Part 2: Two Rules Worth Breaking
The Writer’s Boot Camp
As writers, whether developing characters and plot or creating a marketing brochure, the most important thing we can do is ask questions. The first and most important question is why? Why are you writing? What is driving you? Why now?
The answers help us to understand and clearly identify our purpose – which, in turn, helps us with almost every aspect of the writing process.
When we talk about the writer’s purpose, we mean your personal goals – what you hope to gain from writing – as well as your goals for your readers. Let’s begin with you. Do you hope to: learn something new? Express an opinion? Convince readers to do something? Create a work of art? What are your goals for your readers? Do you want to inform? Entertain? Persuade readers to think, feel or act a certain way?
Identifying what you want to accomplish, for yourself and your readers, helps you:
1) choose a mode of discourse;
2) determine how to organize and develop your piece;
3) decide what types of evidence to use;
4) make choices regarding tone and style.
Mode of Discourse
There are four basic modes of discourse: exposition, persuasion, narration & description.
Exposition: informs the reader, conveys information
Persuasion: uses rhetoric to convince readers to think, feel or act a certain way
Narration: tells a story, using drama and suspense to heighten tension
Description: uses sensory detail to provide information about a person, place or thing
Suppose your goal is to persuade your audience to vote for a certain politician. Using the standard mode of discourse for this purpose – persuasion – you’d state your reasons, backing each with supporting evidence.
Usually, though, writers have more than one purpose. Suppose, for example, you want to convince your audience to a particular point of view, and you also want entertain them. Writers and filmmakers often use storytelling as a means of persuasion.
When we tell a story, we rely primarily on narration, but we also include description. For marketing copy, a writer might use all four modes of discourse – exposition, to provide information about the product; persuasion to sell a product or promote brand; narration or storytelling, to make the story stick; and description to provide sensory details about the product.
Organization & Development
Having a clear understanding of purpose also helps you to organize and develop your piece. To persuade a sympathetic audience-say, to convince an audience of liberals to vote for the liberal democratic candidate-it’s usually safe to approach the subject directly. Tell readers upfront that you hope they’ll vote for John or Jane Doe, then tell them why you need their vote, and then finish your piece with a rousing call to action.
Suppose, instead, you’re addressing a reading audience of independents or moderate republicans. With a hostile audience it’s usually best to go in through the back door. Lay out all the reasons we need a leader like Jane or John Doe, reminding readers of the benefits, what they stand to gain if he or she were elected. Only after you’ve persuaded them, convinced them that Ms. or Mr. Doe is a leader they can trust, can you ask for their vote.

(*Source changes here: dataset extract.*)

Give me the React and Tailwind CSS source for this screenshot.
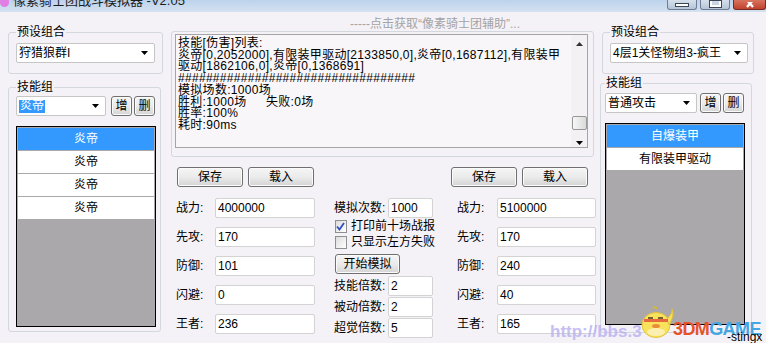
import React from "react";

const FONT = "font-['Liberation_Sans','Noto_Sans_CJK_SC',sans-serif]";

const LOG_LINES = [
  "技能[伤害]列表:",
  "炎帝[0,2052000],有限装甲驱动[2133850,0],炎帝[0,1687112],有限装甲",
  "驱动[1862106,0],炎帝[0,1368691]",
  "#".repeat(34),
  "模拟场数:1000场",
];

function Arrow() {
  return (
    <svg width="7" height="4" viewBox="0 0 7 4">
      <polygon points="0,0 7,0 3.5,4" fill="#000" />
    </svg>
  );
}

function Btn({ children, className = "" }) {
  return (
    <div
      className={`flex h-[20px] shrink-0 items-center justify-center rounded-[3px] border border-[#707070] bg-gradient-to-b from-[#f5f5f5] via-[#ebebeb] to-[#d4d4d4] text-[12px] text-black shadow-[inset_0_0_0_1px_#fbfbfb] ${className}`}
    >
      {children}
    </div>
  );
}

function Combo({ children, className = "" }) {
  return (
    <div
      className={`flex h-[20px] items-center justify-between rounded-[2px] border border-[#c6c6c6] bg-white pl-[2px] pr-[6px] text-[12px] ${className}`}
    >
      <span className="whitespace-nowrap">{children}</span>
      <Arrow />
    </div>
  );
}

function Field({ label, value, labelW, inputW }) {
  return (
    <div className="flex h-[20px] items-center">
      <span className="shrink-0 text-[12px]" style={{ width: labelW }}>
        {label}
      </span>
      <div
        className="h-[20px] rounded-[2px] border border-[#d3d3d3] bg-white pl-[2px] text-[12px] leading-[18px]"
        style={{ width: inputW }}
      >
        {value}
      </div>
    </div>
  );
}

function ListBox({ items, className = "" }) {
  return (
    <div className={`border border-black bg-[#aaa8ab] p-[1px] ${className}`}>
      <div className="flex flex-col gap-[1px]">
        {items.map((item, i) => (
          <div
            key={i}
            className={`flex h-[22px] items-center justify-center text-[12px] ${
              i === 0 ? "bg-[#3399ff] text-white" : "bg-white text-black"
            }`}
          >
            {item}
          </div>
        ))}
      </div>
    </div>
  );
}

function CheckRow({ checked, children }) {
  return (
    <div className="flex h-[16px] items-center pl-[1px]">
      <div className="flex h-[13px] w-[13px] items-center justify-center border border-[#8e8f8f] bg-gradient-to-br from-[#dcdcdc] to-[#ffffff]">
        {checked && (
          <svg width="9" height="9" viewBox="0 0 9 9">
            <path d="M1 4.5 L3.5 7.5 L8 1" fill="none" stroke="#2b4fc4" strokeWidth="1.8" />
          </svg>
        )}
      </div>
      <span className="ml-[4px] whitespace-nowrap text-[12px]">{children}</span>
    </div>
  );
}

function Chick() {
  return (
    <svg width="36" height="34" viewBox="0 0 36 34">
      <path d="M14 4 Q16 0 18 4" fill="none" stroke="#d9b92f" strokeWidth="1.5" />
      <ellipse cx="17" cy="20" rx="14" ry="12.5" fill="#f8e25c" stroke="#e4c33c" />
      <path d="M28 14 Q34 8 33 4 Q36 10 30 20 Z" fill="#f8e25c" stroke="#e4c33c" />
      <rect x="5" y="14" width="24" height="3" fill="#e4553a" opacity="0.85" />
      <path d="M9 13 L14 13 M19 13 L24 13" stroke="#4a3a20" strokeWidth="1.4" />
      <ellipse cx="17" cy="21" rx="4" ry="2" fill="#e98c3a" />
      <ellipse cx="17" cy="27" rx="9" ry="4" fill="#fbf0b0" />
    </svg>
  );
}

export default function App() {
  return (
    <div
      className={`relative h-[343px] w-[766px] overflow-hidden bg-[#f5f2f7] text-black ${FONT}`}
    >
      {/* title bar, top cut off */}
      <div className="flex h-[12px] overflow-hidden bg-gradient-to-b from-[#bcd2eb] to-[#d5e2f1]">
        <div className="-mt-[3px] h-[10px] w-[9px] shrink-0 rounded-full bg-[#e27de4]" />
        <div className="-mt-[7px] ml-[4px] whitespace-nowrap text-[13px] leading-[15px] text-[#1c1c1c]">
          像素骑士团战斗模拟器 -V2.05
        </div>
        <div className="flex-1" />
        <div className="flex items-start gap-[3px]">
          <div className="flex h-[10px] w-[30px] items-end justify-center rounded-b-[3px] border border-t-0 border-[#6e7d91] bg-gradient-to-b from-[#d6e0ec] to-[#b5c5d8] pb-[2px]">
            <div className="h-[4px] w-[14px] border border-[#3b4656] bg-white" />
          </div>
          <div className="flex h-[10px] w-[30px] items-end justify-center rounded-b-[3px] border border-t-0 border-[#6e7d91] bg-gradient-to-b from-[#d6e0ec] to-[#b5c5d8] pb-[2px]">
            <div className="h-[6px] w-[11px] border-[2px] border-t-0 border-white shadow-[0_0_0_1px_#3b4656]" />
          </div>
          <div className="flex h-[10px] w-[33px] items-end justify-center rounded-b-[3px] border border-t-0 border-[#7a2a20] bg-gradient-to-b from-[#d8735f] to-[#c0412c] pb-[1px]">
            <svg width="12" height="6" viewBox="0 0 12 6">
              <path d="M2 -3 L9 5 M10 -3 L3 5" stroke="#fff" strokeWidth="2.4" />
            </svg>
          </div>
        </div>
      </div>

      <div className="flex">
        {/* left column */}
        <div className="ml-[8px] flex w-[155px] shrink-0 flex-col">
          <fieldset className="mt-[13px] w-[155px] rounded-[3px] border border-[#d3d8df] pb-[10px] pl-[7px] pr-[7px] pt-[4px]">
            <legend className="px-[1px] text-[12px] leading-[14px]">预设组合</legend>
            <Combo className="w-[139px]">狩猎狼群I</Combo>
          </fieldset>
          <fieldset className="mt-[6px] w-[153px] rounded-[3px] border border-[#d3d8df] pb-[4px] pl-[7px] pr-[4px] pt-[2px]">
            <legend className="px-[1px] text-[12px] leading-[14px]">技能组</legend>
            <div className="flex">
              <div className="flex h-[20px] w-[90px] items-center justify-between rounded-[2px] border border-[#c6c6c6] bg-white pl-[2px] pr-[6px] text-[12px]">
                <span className="bg-[#3399ff] px-[1px] leading-[13px] text-white">炎帝</span>
                <Arrow />
              </div>
              <Btn className="ml-[5px] w-[21px]">增</Btn>
              <Btn className="ml-[2px] w-[21px] from-[#e4e4e4] to-[#cfcfcf]">删</Btn>
            </div>
            <ListBox
              className="mt-[10px] h-[201px] w-[140px]"
              items={["炎帝", "炎帝", "炎帝", "炎帝"]}
            />
          </fieldset>
        </div>

        {/* center column */}
        <div className="ml-[8px] flex w-[426px] shrink-0 flex-col">
          <div className="mt-[5px] h-[14px] whitespace-nowrap pl-[179px] text-[12px] leading-[14px] text-[#a3a3a3]">
            -----点击获取“像素骑士团辅助”...
          </div>
          <div className="h-[126px] w-[423px] rounded-[3px] border border-[#d3d8df] pl-[3px] pr-[5px] pt-[2px]">
            <div className="flex h-[114px] w-[413px] border border-[#a5a5a5] bg-[#f8f6f9]">
              <div className="w-[396px] overflow-hidden whitespace-nowrap pl-[2px] pt-[3px] text-[12px] leading-[11.7px] tracking-[0.3px]">
                {LOG_LINES.map((line, i) => (
                  <div key={i}>{line}</div>
                ))}
                <div>
                  <span className="inline-block w-[88px]">胜利:1000场</span>
                  失败:0场
                </div>
                <div>胜率:100%</div>
                <div>耗时:90ms</div>
              </div>
              <div className="flex w-[16px] flex-col items-center bg-[#f3f1f4]">
                <div className="mt-[7px]">
                  <svg width="7" height="4" viewBox="0 0 7 4">
                    <polygon points="3.5,0 7,4 0,4" fill="#333" />
                  </svg>
                </div>
                <div className="mt-[70px] h-[14px] w-[15px] rounded-[2px] border border-[#979797] bg-gradient-to-r from-[#f7f7f7] to-[#dadada]" />
                <div className="mt-[11px]">
                  <Arrow />
                </div>
              </div>
            </div>
          </div>

          <div className="mt-[10px] flex pl-[5px]">
            {/* A */}
            <div className="flex w-[139px] shrink-0 flex-col">
              <div className="flex gap-[5px] pl-[1px]">
                <Btn className="w-[66px]">保存</Btn>
                <Btn className="w-[66px]">载入</Btn>
              </div>
              <div className="mt-[11px] flex flex-col gap-[9px]">
                <Field label="战力:" value="4000000" labelW={39} inputW={100} />
                <Field label="先攻:" value="170" labelW={39} inputW={100} />
                <Field label="防御:" value="101" labelW={39} inputW={100} />
                <Field label="闪避:" value="0" labelW={39} inputW={100} />
                <Field label="王者:" value="236" labelW={39} inputW={100} />
              </div>
            </div>

            {/* B */}
            <div className="ml-[19px] flex w-[101px] shrink-0 flex-col pt-[31px]">
              <Field label="模拟次数:" value="1000" labelW={54} inputW={45} />
              <CheckRow checked>打印前十场战报</CheckRow>
              <CheckRow>只显示左方失败</CheckRow>
              <Btn className="ml-[1px] mt-[4px] w-[65px] border-[#3c7fb1] from-[#eef5fb] via-[#e0ecf6] to-[#c9dced]">
                开始模拟
              </Btn>
              <div className="mt-[2px] flex flex-col gap-[1px]">
                <Field label="技能倍数:" value="2" labelW={54} inputW={45} />
                <Field label="被动倍数:" value="2" labelW={54} inputW={45} />
                <Field label="超觉倍数:" value="5" labelW={54} inputW={45} />
              </div>
            </div>

            {/* C */}
            <div className="ml-[16px] flex w-[146px] shrink-0 flex-col">
              <div className="flex gap-[5px]">
                <Btn className="w-[66px]">保存</Btn>
                <Btn className="w-[66px]">载入</Btn>
              </div>
              <div className="mt-[11px] flex flex-col gap-[9px] pl-[6px]">
                <Field label="战力:" value="5100000" labelW={40} inputW={99} />
                <Field label="先攻:" value="170" labelW={40} inputW={99} />
                <Field label="防御:" value="240" labelW={40} inputW={99} />
                <Field label="闪避:" value="40" labelW={40} inputW={99} />
                <Field label="王者:" value="165" labelW={40} inputW={99} />
              </div>
            </div>
          </div>
        </div>

        {/* right column */}
        <div className="ml-[3px] flex w-[156px] shrink-0 flex-col">
          <fieldset className="ml-[2px] mt-[13px] w-[152px] rounded-[3px] border border-[#d3d8df] pb-[10px] pl-[7px] pr-[5px] pt-[4px]">
            <legend className="px-[1px] text-[12px] leading-[14px]">预设组合</legend>
            <Combo className="w-[138px]">4层1关怪物组3-疯王</Combo>
          </fieldset>
          <fieldset className="mt-[2px] w-[152px] rounded-[3px] border border-[#d3d8df] pb-[7px] pl-[4px] pr-[6px] pt-[3px]">
            <legend className="px-[1px] text-[12px] leading-[14px]">技能组</legend>
            <div className="flex">
              <Combo className="w-[92px]">普通攻击</Combo>
              <Btn className="ml-[3px] w-[21px]">增</Btn>
              <Btn className="ml-[2px] w-[21px] from-[#e4e4e4] to-[#cfcfcf]">删</Btn>
            </div>
            <ListBox
              className="mt-[10px] h-[202px] w-[140px]"
              items={["自爆装甲", "有限装甲驱动"]}
            />
          </fieldset>
        </div>
      </div>

      {/* forum watermark over the bottom right */}
      <div className="pointer-events-none absolute left-[550px] top-[319px] whitespace-nowrap font-['Liberation_Sans',sans-serif] text-[17px] font-bold text-[#b7b0f2] opacity-80">
        http://bbs.3
      </div>
      <div className="pointer-events-none absolute left-[639px] top-[305px]">
        <Chick />
      </div>
      <div className="pointer-events-none absolute left-[673px] top-[316px] whitespace-nowrap font-['Liberation_Sans',sans-serif] text-[18px] font-bold tracking-[-0.6px]">
        <span className="text-[#e5532c]">3DM</span>
        <span className="text-[#45a6e2]">GAME</span>
      </div>
      <div className="absolute left-[727px] top-[330px] text-[12px] leading-[14px]">-stingx</div>
    </div>
  );
}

Evidence & Supporting Detail
Identifying your goals, knowing your audience and what you hope to accomplish also helps you determine the type and amount of detail you’ll need to illustrate and support your points. If, in your story, you hope to shed light on a particular issue, you’ll need to select details that bring your point forward.
Say, for example, you’re telling a story – true or fictional – about a young mother who dies of cancer. The woman has three young children. During a routine blood count, or CBC, her physician discovers a problem; she soon learns that she has advanced stage 4 cancer. Three weeks later, she passes away. While readers want to know what happened, they also want to know what you’ve learned. What is your purpose? Why are you telling this story?
If your purpose is to warn them about this particular type of cancer, you’ll need to provide medical details, evidence that shows the importance of screening, for instance. If your purpose is to promote hospice care, you might begin the same story shortly before the young mother passes away, recap her brief illness, show her grief-stricken family, and then focus on the compassionate care offered by the hospice team. Or maybe you want to show the bravery of the young husband, facing the death of his beloved wife; for this story, perhaps you focus on his protectiveness toward their children. The point is, by changing the key details or focusing on different events, a single narrative can accomplish many different goals.
Tone and Style
Finally, identifying your purpose helps with decisions on tone, diction and style. How do you want your readers to perceive you? Do you hope to be considered authoritative? Or friendly? How much distance do you want between you and your readers? If your purpose were to inform people of a newly discovered disease or deadly bacteria and impose a quarantine, you’d want to sound authoritative, and you’d probably take a stance that put some degree of distance between you and your audience – as might, for instance, the Surgeon General or some other high level physician. To do this, you’d write objectively, with formality in language, style and tone.
Convincing teens not to smoke would necessitate an entirely different approach – more casual, with the informal diction that appeals to this audience. Understanding and identifying purpose helps you select and focus your topic, identify the needs and concerns of your readers, and choose how to put your article or story together.
Next time you’re wondering how or where to begin, or you’re struggling with process, stop for a minute – and ask yourself why?
How do you go about identifying and defining your purpose?